BACKGROUND: Within the female life cycle, the perimenopause is considered as a critical period for the development of depression. Prevalence rates are particularly high during this phase. Perimenopausal depression is characterized by affective symptoms as well as menopause-specific somatic complaints. Currently, a variety of questionnaires are used to assess mood during the perimenopause. The aim of this review is to determine the instruments employed to assess perimenopausal depression.
METHODS: We searched the databases PubMed, Cochrane Library and PsycINFO for human studies investigating perimenopausal depression, and subsequently screened for the assessment instruments used to measure mood and menopause. A total of 37 articles were included.

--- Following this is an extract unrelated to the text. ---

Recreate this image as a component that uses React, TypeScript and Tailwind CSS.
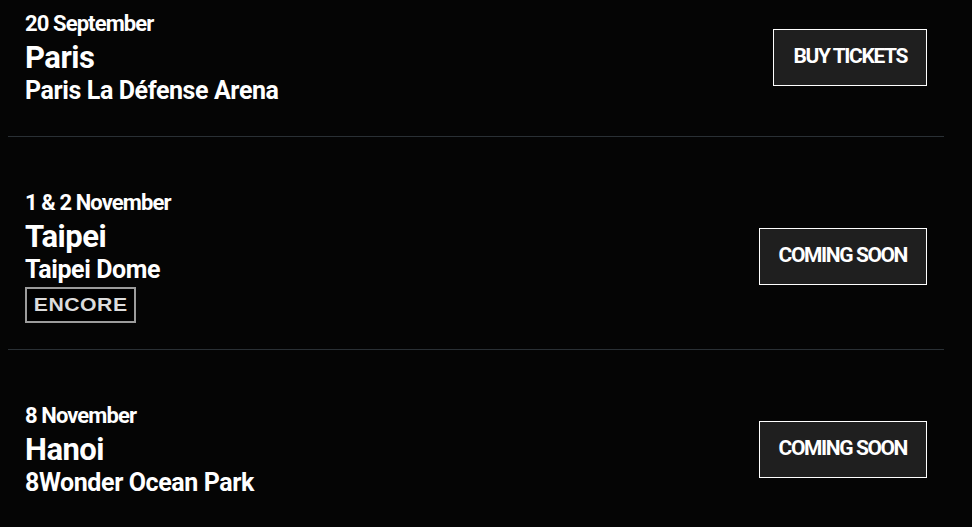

RESULTS: Altogether, 14 different instruments were applied to assess mood during menopause. The CES-D was by far the most frequently used depression scale, appearing in 16 out of the 37 studies. The methods used to identify perimenopausal status and symptoms were inconsistent.
LIMITATIONS: Due to lacking information about data and methodology, a selection bias is conceivable. Additionally, a publication bias is possible. Finally, there is inevitable subjectivity in the screening process of a systematic search.
CONCLUSIONS: The assessment of depression in the menopausal transition is highly heterogeneous, reducing the overall comparability of study results. Furthermore, menopausal complaints are not sufficiently taken into account. Accordingly, the use of a menopause-specific depression scale is highly recommended in order to account for physical and mood-related symptoms in the menopausal transition.